[Taxacom] Type of Vetularctos inopinatus

gerarus at westnet.com.au gerarus at westnet.com.au
Sun Jan 18 22:41:37 CST 2009


The ICZN explicitly forbids the use of taxa based on hybrid specimens (Article 23.8 states that "A species-group name established for an animal later found to be a hybrid [Art. 17] must not be used as the valid name for either of the parental species, even if it is older than all other available names for them. Such a name may enter into homonymy", while Article 1.3.3 explicitly excludes names based on hybrid specimens from the provisions of the code).

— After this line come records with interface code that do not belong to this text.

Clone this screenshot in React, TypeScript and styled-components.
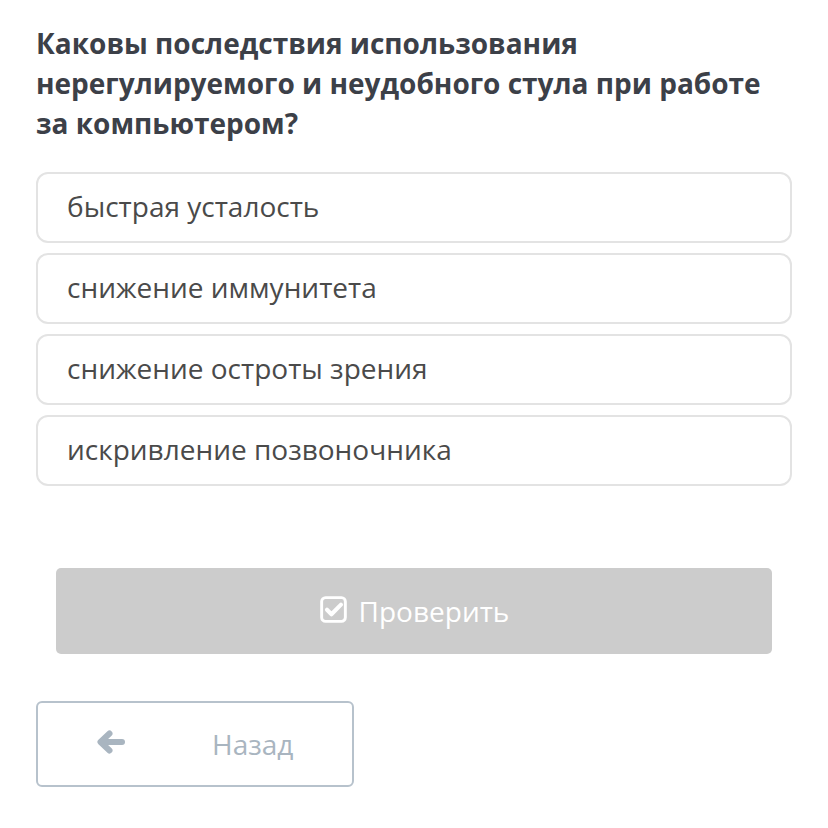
import { createGlobalStyle } from 'styled-components';
import styled from 'styled-components';

const GlobalStyle = createGlobalStyle`
  body {
    margin: 0;
    background: #ffffff;
    font-family: 'Open Sans', 'Noto Sans', sans-serif;
  }
`;

const answers = [
  'быстрая усталость',
  'снижение иммунитета',
  'снижение остроты зрения',
  'искривление позвоночника',
];

const CheckSquareIcon = () => (
  <svg width="29" height="29" viewBox="0 0 24 24" fill="none">
    <rect x="2.2" y="2.2" width="19.6" height="19.6" rx="3.2" stroke="currentColor" strokeWidth="2.4" />
    <path
      d="M6.6 12.2l3.7 3.7L18.2 8"
      stroke="currentColor"
      strokeWidth="3.4"
      strokeLinecap="round"
      strokeLinejoin="round"
    />
  </svg>
);

const ArrowLeftIcon = () => (
  <svg width="30" height="26" viewBox="0 0 30 26" fill="none">
    <path d="M26 13H6" stroke="currentColor" strokeWidth="6" strokeLinecap="round" />
    <path
      d="M13.5 4.5L4.5 13l9 8.5"
      stroke="currentColor"
      strokeWidth="6"
      strokeLinecap="round"
      strokeLinejoin="round"
    />
  </svg>
);

export default function App() {
  return (
    <Page>
      <GlobalStyle />
      <Question>
        Каковы последствия использования нерегулируемого и неудобного стула при работе
        за компьютером?
      </Question>
      <Options>
        {answers.map((answer) => (
          <Option key={answer}>{answer}</Option>
        ))}
      </Options>
      <CheckButton>
        <CheckSquareIcon />
        <span>Проверить</span>
      </CheckButton>
      <BackButton>
        <ArrowLeftIcon />
        <span>Назад</span>
      </BackButton>
    </Page>
  );
}

const Page = styled.div({
  width: '828px',
  padding: '23px 36px 0 36px',
  boxSizing: 'border-box',
  display: 'flex',
  flexDirection: 'column',
});

const Question = styled.h1({
  margin: 0,
  fontSize: '28px',
  lineHeight: '40px',
  fontWeight: 700,
  color: '#3c4048',
  maxWidth: '740px',
});

const Options = styled.div({
  marginTop: '29px',
  display: 'flex',
  flexDirection: 'column',
  gap: '10px',
});

const Option = styled.div({
  height: '71px',
  boxSizing: 'border-box',
  border: '2px solid #e3e3e3',
  borderRadius: '12px',
  padding: '0 29px 3px 29px',
  display: 'flex',
  alignItems: 'center',
  fontSize: '28px',
  color: '#4a4a4a',
});

const CheckButton = styled.div({
  margin: '82px 20px 0 20px',
  height: '86px',
  borderRadius: '5px',
  background: '#cccccc',
  color: '#ffffff',
  display: 'flex',
  alignItems: 'center',
  justifyContent: 'center',
  gap: '11px',
  fontSize: '28px',
  '& svg': {
    marginTop: '-4px',
  },
});

const BackButton = styled.div({
  marginTop: '47px',
  width: '318px',
  height: '86px',
  boxSizing: 'border-box',
  border: '2px solid #b7c2cc',
  borderRadius: '6px',
  display: 'flex',
  alignItems: 'center',
  padding: '0 0 0 58px',
  gap: '86px',
  color: '#a9b5c0',
  fontSize: '28px',
  '& svg': {
    marginTop: '-4px',
  },
});
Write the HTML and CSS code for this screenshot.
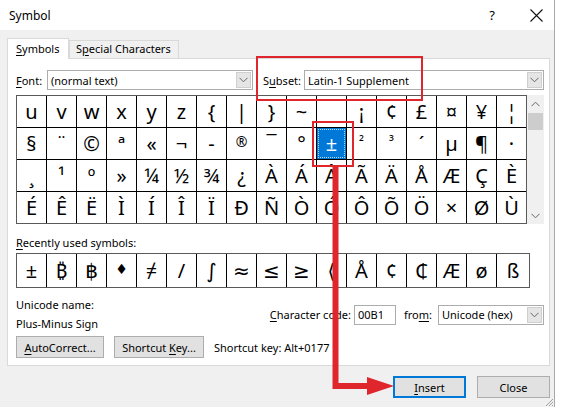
FILE: index.html
```html
<!DOCTYPE html>
<html>
<head>
	<title>Symbol</title>
	<link rel="stylesheet" href="styles.css">
</head>
<body>
	<div class="dialog">
		<div class="titlebar">
			<span class="title">Symbol</span>
			<span class="help">?</span>
			<span class="closex"><svg width="13" height="13" viewBox="0 0 13 13"><path d="M0.5 0.5 L12.5 12.5 M12.5 0.5 L0.5 12.5" stroke="#111" stroke-width="1.1" fill="none"/></svg></span>
		</div>
		<div class="content">
			<div class="tabs">
				<div class="tab active"><u>S</u>ymbols</div>
				<div class="tab">S<u>p</u>ecial Characters</div>
			</div>
			<div class="panel">
				<div class="selrow">
					<label class="lbl-font"><u>F</u>ont:</label>
					<div class="select sel-font"><span>(normal text)</span><i class="drop"><svg width="9" height="6" viewBox="0 0 9 6"><path d="M0.5 0.8 L4.5 4.8 L8.5 0.8" stroke="#666" fill="none"/></svg></i></div>
					<label class="lbl-subset">S<u>u</u>bset:</label>
					<div class="select sel-subset"><span>Latin-1 Supplement</span><i class="drop"><svg width="9" height="6" viewBox="0 0 9 6"><path d="M0.5 0.8 L4.5 4.8 L8.5 0.8" stroke="#666" fill="none"/></svg></i></div>
				</div>

				<div class="gridwrap">
					<div class="grid">
						<div class="cell">u</div><div class="cell">v</div><div class="cell">w</div><div class="cell">x</div><div class="cell">y</div><div class="cell">z</div><div class="cell">{</div><div class="cell">|</div><div class="cell">}</div><div class="cell">~</div><div class="cell"></div><div class="cell">¡</div><div class="cell">¢</div><div class="cell">£</div><div class="cell">¤</div><div class="cell">¥</div><div class="cell">¦</div>
						<div class="cell">§</div><div class="cell">¨</div><div class="cell">©</div><div class="cell">ª</div><div class="cell">«</div><div class="cell">¬</div><div class="cell">-</div><div class="cell small">®</div><div class="cell">¯</div><div class="cell">°</div><div class="cell sel">±</div><div class="cell small">²</div><div class="cell small">³</div><div class="cell">´</div><div class="cell">µ</div><div class="cell">¶</div><div class="cell">·</div>
						<div class="cell">¸</div><div class="cell">¹</div><div class="cell">º</div><div class="cell">»</div><div class="cell">¼</div><div class="cell">½</div><div class="cell">¾</div><div class="cell">¿</div><div class="cell">À</div><div class="cell">Á</div><div class="cell">Â</div><div class="cell">Ã</div><div class="cell">Ä</div><div class="cell">Å</div><div class="cell">Æ</div><div class="cell">Ç</div><div class="cell">È</div>
						<div class="cell">É</div><div class="cell">Ê</div><div class="cell">Ë</div><div class="cell">Ì</div><div class="cell">Í</div><div class="cell">Î</div><div class="cell">Ï</div><div class="cell">Ð</div><div class="cell">Ñ</div><div class="cell">Ò</div><div class="cell">Ó</div><div class="cell">Ô</div><div class="cell">Õ</div><div class="cell">Ö</div><div class="cell">×</div><div class="cell">Ø</div><div class="cell">Ù</div>
					</div>
					<div class="scroll">
						<div class="sbtn"><svg width="9" height="6" viewBox="0 0 9 6"><path d="M0.5 5.2 L4.5 1.2 L8.5 5.2" stroke="#666" fill="none"/></svg></div>
						<div class="thumb"></div>
						<div class="track"></div>
						<div class="sbtn"><svg width="9" height="6" viewBox="0 0 9 6"><path d="M0.5 0.8 L4.5 4.8 L8.5 0.8" stroke="#666" fill="none"/></svg></div>
					</div>
				</div>

				<div class="caption"><u>R</u>ecently used symbols:</div>
				<div class="recent">
					<div class="cell">±</div><div class="cell">₿</div><div class="cell">฿</div><div class="cell small">♦</div><div class="cell">≠</div><div class="cell">/</div><div class="cell">∫</div><div class="cell">≈</div><div class="cell">≤</div><div class="cell">≥</div><div class="cell">⟨</div><div class="cell">Å</div><div class="cell">¢</div><div class="cell">₵</div><div class="cell">Æ</div><div class="cell">ø</div><div class="cell">ß</div>
				</div>

				<div class="info">
					<div class="names">
						<div>Unicode name:</div>
						<div>Plus-Minus Sign</div>
					</div>
					<div class="coderow">
						<label><u>C</u>haracter code:</label>
						<div class="codebox">00B1</div>
						<label class="from">fro<u>m</u>:</label>
						<div class="select sel-from"><span>Unicode (hex)</span><i class="drop"><svg width="9" height="6" viewBox="0 0 9 6"><path d="M0.5 0.8 L4.5 4.8 L8.5 0.8" stroke="#666" fill="none"/></svg></i></div>
					</div>
				</div>

				<div class="btnrow">
					<button class="btn btn-auto"><u>A</u>utoCorrect...</button>
					<button class="btn btn-key">Shortcut <u>K</u>ey...</button>
					<span class="keytext">Shortcut key: Alt+0177</span>
				</div>
			</div>

			<div class="footer">
				<button class="btn btn-insert"><u>I</u>nsert</button>
				<button class="btn btn-close">Close</button>
			</div>
		</div>

		<svg class="grip" width="10" height="10" viewBox="0 0 10 10"><path d="M9 2 L2 9 M9 5 L5 9 M9 8 L8 9" stroke="#a0a0a0" fill="none"/></svg>

		<!-- red annotation drawn over the dialog -->
		<svg class="marks" width="561" height="407" viewBox="0 0 561 407">
			<rect x="257" y="57" width="165" height="43" fill="none" stroke="#e0262d" stroke-width="2"/>
			<rect x="313" y="122" width="40" height="44" fill="none" stroke="#e0262d" stroke-width="2"/>
			<path d="M335.5 166 L335.5 386 L371 386" fill="none" stroke="#e0262d" stroke-width="6"/>
			<polygon points="367,377 394,386 367,395" fill="#e0262d"/>
		</svg>
	</div>
</body>
</html>
```

FILE: styles.css
```css
* {
	box-sizing: border-box;
}
body {
	margin: 0;
	background: #fff;
	font-family: "Noto Sans", "DejaVu Sans", sans-serif;
	font-size: 11px;
	color: #000;
}
u {
	text-decoration-thickness: 1px;
	text-underline-offset: 2px;
}

.dialog {
	position: relative;
	width: 555px;
	height: 407px;
	background: #f0f0f0;
	border-right: 1px solid #a8a8a8;
}

.titlebar {
	height: 30px;
	background: #fff;
	display: flex;
	align-items: center;
	padding-left: 9px;
	font-size: 12px;
}
.title {
	flex: 1;
}
.help {
	width: 14px;
	text-align: center;
	font-size: 13px;
	margin-right: 31px;
}
.closex {
	display: flex;
	margin-right: 11px;
}

.content {
	padding: 8px 4px 0 7px;
}

.tabs {
	display: flex;
	align-items: flex-end;
	height: 20px;
}
.tab {
	height: 18px;
	padding: 0 7px 0 6px;
	border: 1px solid #d9d9d9;
	border-bottom: none;
	line-height: 16px;
	background: #f0f0f0;
}
.tab.active {
	height: 21px;
	width: 62px;
	padding-left: 8px;
	background: #fff;
	line-height: 19px;
	margin-bottom: -1px;
	position: relative;
}

.panel {
	background: #fff;
	border: 1px solid #d9d9d9;
	height: 308px;
	padding: 11px 5px 0 8px;
}

.selrow {
	display: flex;
	align-items: center;
	height: 20px;
}
.lbl-font {
	width: 31px;
}
.lbl-subset {
	width: 41px;
	margin-left: 10px;
}
.select {
	height: 20px;
	border: 1px solid #acacac;
	display: flex;
	align-items: center;
	padding-left: 3px;
	background: #fff;
}
.select span {
	flex: 1;
	white-space: nowrap;
}
.drop {
	width: 15px;
	height: 16px;
	margin-right: 1px;
	background: #e5e5e5;
	border: 1px solid #cfcfcf;
	display: flex;
	align-items: center;
	justify-content: center;
}
.sel-font {
	width: 206px;
}
.sel-subset {
	flex: 1;
}

.gridwrap {
	display: flex;
	margin-top: 5px;
}
.grid, .recent {
	display: grid;
	gap: 1px;
	background: #000;
	border: 1px solid #5a5a5a;
}
.grid {
	grid-template-columns: repeat(17, 29px);
	grid-auto-rows: 31px;
}
.recent {
	grid-template-columns: repeat(16, 29px) 32px;
	grid-auto-rows: 33px;
	width: 514px;
	margin-top: 2px;
}
.cell {
	background: #fff;
	display: flex;
	align-items: center;
	justify-content: center;
	font-size: 20px;
	font-family: "Noto Sans", "DejaVu Sans", sans-serif;
}
.cell.small {
	font-size: 14px;
	padding-bottom: 4px;
}
.cell.sel {
	background: #0078d7;
	color: #fff;
	outline: 1px dotted #b9d8f3;
	outline-offset: -2px;
}

.scroll {
	width: 17px;
	background: #f0f0f0;
	display: flex;
	flex-direction: column;
}
.sbtn {
	height: 17px;
	display: flex;
	align-items: center;
	justify-content: center;
}
.thumb {
	height: 17px;
	margin: 1px 1px 0;
	background: #cdcdcd;
}
.track {
	flex: 1;
}

.caption {
	margin-top: 11px;
	line-height: 16px;
}

.info {
	display: flex;
	align-items: center;
	margin-top: 7px;
	line-height: 19px;
}
.coderow {
	display: flex;
	align-items: center;
	margin-left: auto;
	margin-top: 1px;
}
.codebox {
	width: 42px;
	height: 20px;
	margin-left: 3px;
	border: 1px solid #acacac;
	padding-left: 3px;
	line-height: 18px;
}
.from {
	margin-left: 8px;
}
.sel-from {
	width: 106px;
	margin-left: 6px;
}

.btnrow {
	display: flex;
	align-items: center;
	margin-top: 3px;
}
.btn {
	height: 22px;
	font-family: "Noto Sans", "DejaVu Sans", sans-serif;
	font-size: 11px;
	color: #000;
	background: #e1e1e1;
	border: 1px solid #adadad;
	padding: 0;
}
.btn-auto {
	width: 88px;
}
.btn-key {
	width: 90px;
	margin-left: 10px;
}
.keytext {
	margin-left: 10px;
}

.footer {
	display: flex;
	justify-content: flex-end;
	margin-top: 10px;
}
.btn-insert {
	width: 73px;
	margin-right: 11px;
	border: 1px solid #0078d7;
	box-shadow: inset 0 0 0 1px #0078d7;
}
.btn-close {
	width: 73px;
}

.grip {
	position: absolute;
	right: 0;
	bottom: 0;
}
.marks {
	position: absolute;
	left: 0;
	top: 0;
	pointer-events: none;
}
```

As for how to list such a name in synonymies, I wouldn't think it could be made a synonym of either parent exclusively. I suppose it would be a little like an agreed _nomen dubium_ - unable to be used, but unable to be formally synonymised with anything else.

    Cheers,

        Christopher Taylor

Christopher Taylor
Dept of Environmental Biology
Curtin University of Technology
GPO Box U1987
Perth
WA 6845
Australia

http://catalogue-of-organisms.blogspot.com


----- Original Message -----
From: "Kenneth Kinman" <kennethkinman at webtv.net>
To: taxacom at mailman.nhm.ku.edu
Sent: Monday, 19 January, 2009 11:55:07 AM GMT +08:00 Perth
Subject: [Taxacom] Type of Vetularctos inopinatus

Dear All,
       I was listening to a program on PBS TV tonight about polar bears
and grizzly bears.  They mentioned a natural hybrid between these two
species discovered back in 1864 (which  was later named as a new species
AND genus, Vetularctos inopinatus Merriam, 1918).          
       Anyway, I have it listed in my own 1977 mammal catalog (from
which the 1st Edition of our book "Mammal Species of the World",
Honacki, Kinman & Koeppl, was derived) as a synonym of Ursus horribilis.
However, I now wonder since it is a hybrid between species, whether this
hybrid might actually be better listed as a synonym of Ursus maritimus.
I assume it might depend on whether this hybrid's father was a grizzly
or a polar bear?                 
      Either way, would the holotype (name-bearing type) of this synonym
(inopinatus) be considered some kind of isotype?  Or does its hybrid
nature disqualify it as a type at all?